Question #3: At the 2008 Olympics, an unprecedented number of world records were set by swimmers wearing a new type of scientifically designed wetsuit known as the LZR racer. The suit was so controversial that in 2010 new international rules were created to regulate swimsuit coverage and material. For this question you’ll analyze data from a study of \(n=12\) competitive swimmers who swam a 1500m time trial with a scientifically designed wetsuit and with a normal swimsuit. Because each participant swam under each condition, this is a paired design, and you should perform an appropriate hypothesis test using the variable difference (the difference in velocity under each condition) to evaluate whether there is compelling statistical evidence that the new wetsuits improve performance.
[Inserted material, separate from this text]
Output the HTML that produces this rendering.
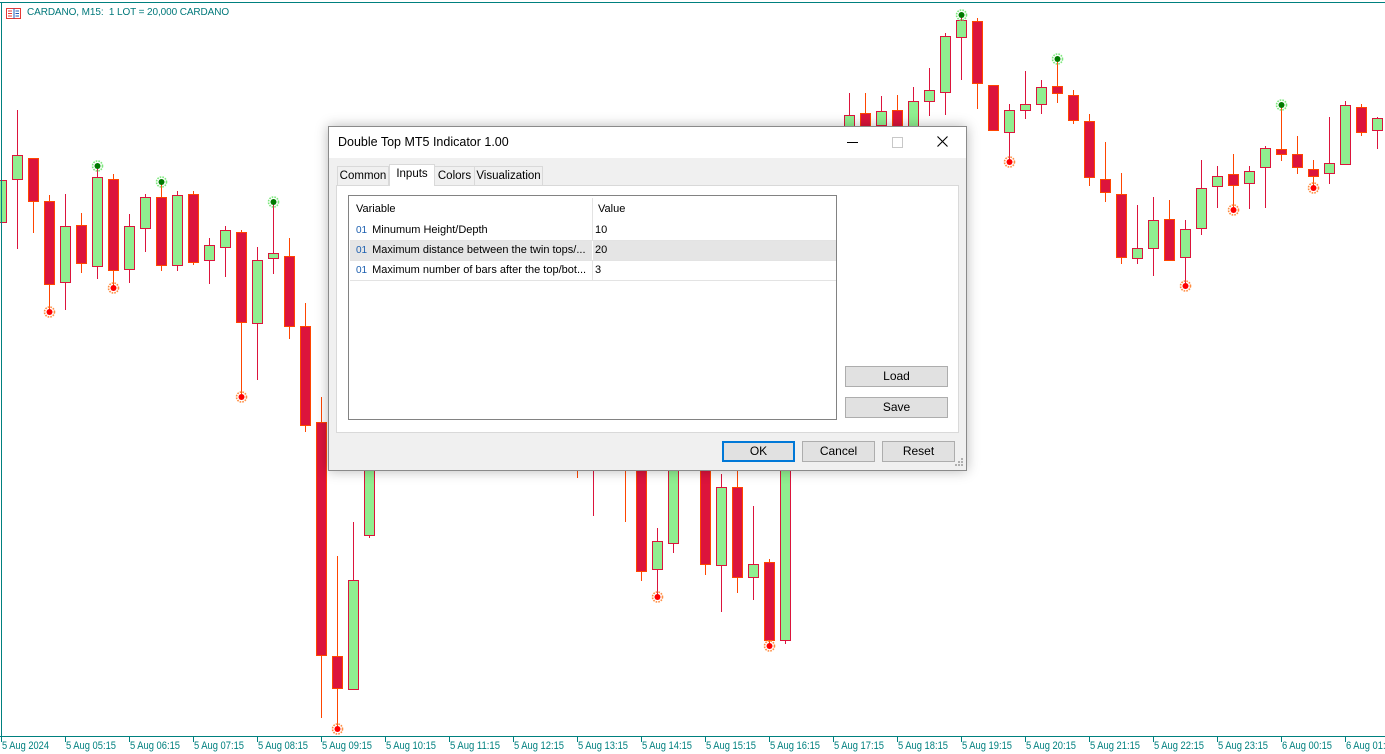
<!DOCTYPE html>
<html><head><meta charset="utf-8">
<style>
html,body{margin:0;padding:0;background:#fff;width:1385px;height:754px;overflow:hidden;position:relative;font-family:"Liberation Sans",sans-serif}
#chart{position:absolute;left:0;top:0}
.hdr{position:absolute;left:27px;top:7px;font-size:10px;color:#00787a;letter-spacing:-0.1px}
.dlg{position:absolute;left:328px;top:126px;width:637px;height:343px;background:#f0f0f0;border:1px solid #8a8a8a;box-shadow:0 0 12px rgba(0,0,0,0.28);font-size:12px;color:#000}
.title{position:absolute;left:0;top:0;width:637px;height:31px;background:#fff}
.title .t{position:absolute;left:9px;top:8px;font-size:12.5px}
.tab{position:absolute;top:39px;height:19px;border:1px solid #d9d9d9;border-bottom:none;background:#f0f0f0;font-size:11.5px;line-height:19px;text-align:center;box-sizing:border-box}
.tab.sel{top:37px;height:22px;background:#fff;line-height:19px;z-index:2}
.panel{position:absolute;left:7px;top:58px;width:623px;height:248px;background:#fff;border:1px solid #d9d9d9;box-sizing:border-box}
.list{position:absolute;left:11px;top:9px;width:489px;height:225px;border:1px solid #828282;box-sizing:border-box;background:#fff}
.row{position:absolute;left:1px;width:486px;height:20px;border-bottom:1px solid #e3e3e3;box-sizing:border-box;font-size:11px;line-height:19px}
.row .a{position:absolute;left:6px}
.row .b{position:absolute;left:245px}
.row .sep{position:absolute;left:242px;top:0;width:1px;height:19px;background:#e3e3e3}
.row .ic{color:#1b5fb0;font-size:10px;margin-right:5px}
.btn{position:absolute;height:21px;background:#e1e1e1;border:1px solid #adadad;box-sizing:border-box;text-align:center;line-height:19px;font-size:12px}
.btn.ok{border:2px solid #0078d7;line-height:17px}
</style></head><body>
<svg id="chart" width="1385" height="754" xmlns="http://www.w3.org/2000/svg"></svg>
<div class="hdr">CARDANO, M15:&nbsp; 1 LOT = 20,000 CARDANO</div>
<svg style="position:absolute;left:6px;top:8px" width="15" height="11">
<rect x="0.5" y="0.5" width="14" height="10" fill="#fff" stroke="#e53935"/>
<line x1="8" y1="0.5" x2="8" y2="10.5" stroke="#1e5bb8"/>
<line x1="2" y1="3" x2="6" y2="3" stroke="#e53935"/><line x1="2" y1="5.5" x2="6" y2="5.5" stroke="#e53935"/><line x1="2" y1="8" x2="6" y2="8" stroke="#e53935"/>
<line x1="9.5" y1="3" x2="13" y2="3" stroke="#1e5bb8"/><line x1="9.5" y1="5.5" x2="13" y2="5.5" stroke="#1e5bb8"/><line x1="9.5" y1="8" x2="13" y2="8" stroke="#1e5bb8"/>
</svg>

<div class="dlg">
 <div class="title"><span class="t">Double Top MT5 Indicator 1.00</span>
  <div style="position:absolute;left:518px;top:15px;width:11px;height:1px;background:#000"></div>
  <div style="position:absolute;left:563px;top:10px;width:9px;height:9px;border:1px solid #c8c8c8"></div>
  <svg style="position:absolute;left:608px;top:9px" width="11" height="11"><path d="M0.5 0.5L10.5 10.5M10.5 0.5L0.5 10.5" stroke="#000" stroke-width="1.1"/></svg>
 </div>
 <div class="tab" style="left:8px;width:52px">Common</div>
 <div class="tab sel" style="left:60px;width:46px">Inputs</div>
 <div class="tab" style="left:105px;width:41px">Colors</div>
 <div class="tab" style="left:145px;width:69px">Visualization</div>
 <div class="panel">
  <div class="list">
   <div class="row" style="top:2px;height:23px;line-height:23px;border-bottom:none"><span class="a">Variable</span><span class="b" style="left:248px">Value</span><span class="sep" style="height:23px"></span></div>
   <div class="row" style="top:25px"><span class="a"><span class="ic">01</span>Minumum Height/Depth</span><span class="sep"></span><span class="b">10</span></div>
   <div class="row" style="top:45px;background:#e5e5e5"><span class="a"><span class="ic">01</span>Maximum distance between the twin tops/...</span><span class="sep" style="background:#fff"></span><span class="b">20</span></div>
   <div class="row" style="top:65px"><span class="a"><span class="ic">01</span>Maximum number of bars after the top/bot...</span><span class="sep"></span><span class="b">3</span></div>
  </div>
  <div class="btn" style="left:508px;top:180px;width:103px">Load</div>
  <div class="btn" style="left:508px;top:211px;width:103px">Save</div>
 </div>
 <div class="btn ok" style="left:393px;top:314px;width:73px">OK</div>
 <div class="btn" style="left:473px;top:314px;width:73px">Cancel</div>
 <div class="btn" style="left:553px;top:314px;width:73px">Reset</div>
 <svg style="position:absolute;left:626px;top:331px" width="9" height="9"><g fill="#b0b0b0"><rect x="6" y="0" width="2" height="2"/><rect x="3" y="3" width="2" height="2"/><rect x="6" y="3" width="2" height="2"/><rect x="0" y="6" width="2" height="2"/><rect x="3" y="6" width="2" height="2"/><rect x="6" y="6" width="2" height="2"/></g></svg>
</div>

<script>
var s=document.getElementById('chart'),h='';
var C='#dc143c',O='#ff4500',G='#90ee90',T='#00807f';
var d=[
[0,1,180,222,175,230],[1,1,155,179,110,249],[2,0,158,201,158,233],[3,0,201,284,195,312],[4,1,226,282,194,310],
[5,0,225,263,213,273],[6,1,177,266,166,279],[7,0,179,270,174,288],[8,1,226,269,214,283],[9,1,197,228,194,252],
[10,0,197,265,182,271],[11,1,195,265,191,271],[12,0,194,262,191,265],[13,1,245,260,238,284],[14,1,230,247,226,277],
[15,0,232,322,230,397],[16,1,260,323,247,380],[17,1,253,258,202,274],[18,0,256,326,238,339],[19,0,326,425,303,432],
[20,0,422,655,397,718],[21,0,656,688,556,729],[22,1,580,689,522,690],[23,1,440,535,430,538],
[36,0,440,460,440,478],[37,1,440,460,440,516],[39,0,440,460,440,522],[40,0,440,571,440,581],[41,1,541,569,528,597],
[42,1,440,543,440,553],[44,0,440,564,440,575],[45,1,487,565,474,612],[46,0,487,577,470,593],[47,1,564,577,506,600],
[48,0,562,640,559,646],[49,1,440,640,440,644],
[53,1,115,150,93,150],[54,0,113,150,93,150],[55,1,111,125,96,127],[56,0,110,150,95,150],[57,1,101,150,87,150],
[58,1,90,101,68,116],[59,1,36,92,33,115],[60,1,20,37,15,80],[61,0,21,83,18,109],[62,0,85,130,85,130],
[63,1,110,132,104,162],[64,1,104,110,71,119],[65,1,87,104,80,114],[66,0,86,93,59,103],[67,0,95,120,90,124],
[68,0,121,177,114,186],[69,0,179,192,142,202],[70,0,194,257,173,264],[71,1,248,258,205,264],[72,1,220,248,197,276],
[73,0,219,260,200,261],[74,1,229,257,220,286],[75,1,188,228,160,235],[76,1,176,186,166,208],[77,0,174,185,154,210],
[78,1,171,183,166,209],[79,1,148,167,146,208],[80,0,149,154,105,161],[81,0,154,167,136,174],[82,0,169,176,160,188],
[83,1,163,173,117,184],[84,1,105,164,101,164],[85,0,107,132,104,136],[86,1,118,130,117,149]];
d.forEach(function(c){var x=1+16*c[0],bs=c[1]?C:O,f=c[1]?G:C;
h+='<line x1="'+(x+.5)+'" y1="'+c[4]+'" x2="'+(x+.5)+'" y2="'+c[5]+'" stroke="'+bs+'" stroke-width="1"/>';
h+='<rect x="'+(x-4.5)+'" y="'+(c[2]+.5)+'" width="10" height="'+Math.max(c[3]-c[2],2)+'" fill="'+f+'" stroke="'+bs+'" stroke-width="1"/>';});
var m=[[3,312,0],[6,166,1],[7,288,0],[10,182,1],[15,397,0],[17,202,1],[21,729,0],[41,597,0],[48,646,0],[60,15,1],[63,162,0],[66,59,1],[74,286,0],[77,210,0],[80,105,1],[82,188,0]];
m.forEach(function(a){var x=1.5+16*a[0],y=a[1];
var hc=a[2]?'#7be87b':'#ff8c40',cc=a[2]?'#007a00':'#ff0000';
h+='<circle cx="'+x+'" cy="'+y+'" r="5" fill="none" stroke="'+hc+'" stroke-width="1.6" stroke-dasharray="1.6 1.1"/>';
h+='<circle cx="'+x+'" cy="'+y+'" r="3" fill="'+cc+'"/>';});
h+='<line x1="0" y1="2.5" x2="1385" y2="2.5" stroke="'+T+'"/>';
h+='<line x1="1.5" y1="2" x2="1.5" y2="737" stroke="'+T+'"/>';
h+='<line x1="0" y1="736.5" x2="1385" y2="736.5" stroke="'+T+'"/>';
var L=['5 Aug 2024','5 Aug 05:15','5 Aug 06:15','5 Aug 07:15','5 Aug 08:15','5 Aug 09:15','5 Aug 10:15','5 Aug 11:15','5 Aug 12:15','5 Aug 13:15','5 Aug 14:15','5 Aug 15:15','5 Aug 16:15','5 Aug 17:15','5 Aug 18:15','5 Aug 19:15','5 Aug 20:15','5 Aug 21:15','5 Aug 22:15','5 Aug 23:15','6 Aug 00:15','6 Aug 01:15'];
L.forEach(function(t,i){var x=1.5+64*i;
h+='<line x1="'+x+'" y1="736" x2="'+x+'" y2="742" stroke="'+T+'"/>';
h+='<text x="'+(x+0.5)+'" y="749" font-family="Liberation Sans, sans-serif" font-size="11" fill="'+T+'" textLength="'+(i==0?47:50)+'" lengthAdjust="spacingAndGlyphs">'+t+'</text>';});
s.innerHTML=h;
</script>
</body></html>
Question #4: In Question #3 you performed a paired differences test, which is the appropriate approach given the design of the wetsuit study. In this question you’ll perform a difference in means test that inappropriately ignores the paired study design. To do this, you should use the version of the data linked below:

Question #5: In statistics the term power describes the likelihood that a statistical test correctly rejects the null hypothesis (given the null hypothesis is false). A test with higher power will correctly reject a false null hypothesis more often than a test with lower power. Comparing the results of Questions #3 (paired difference test) and Question #4 (ordinary difference in means test), which test do think this was more powerful?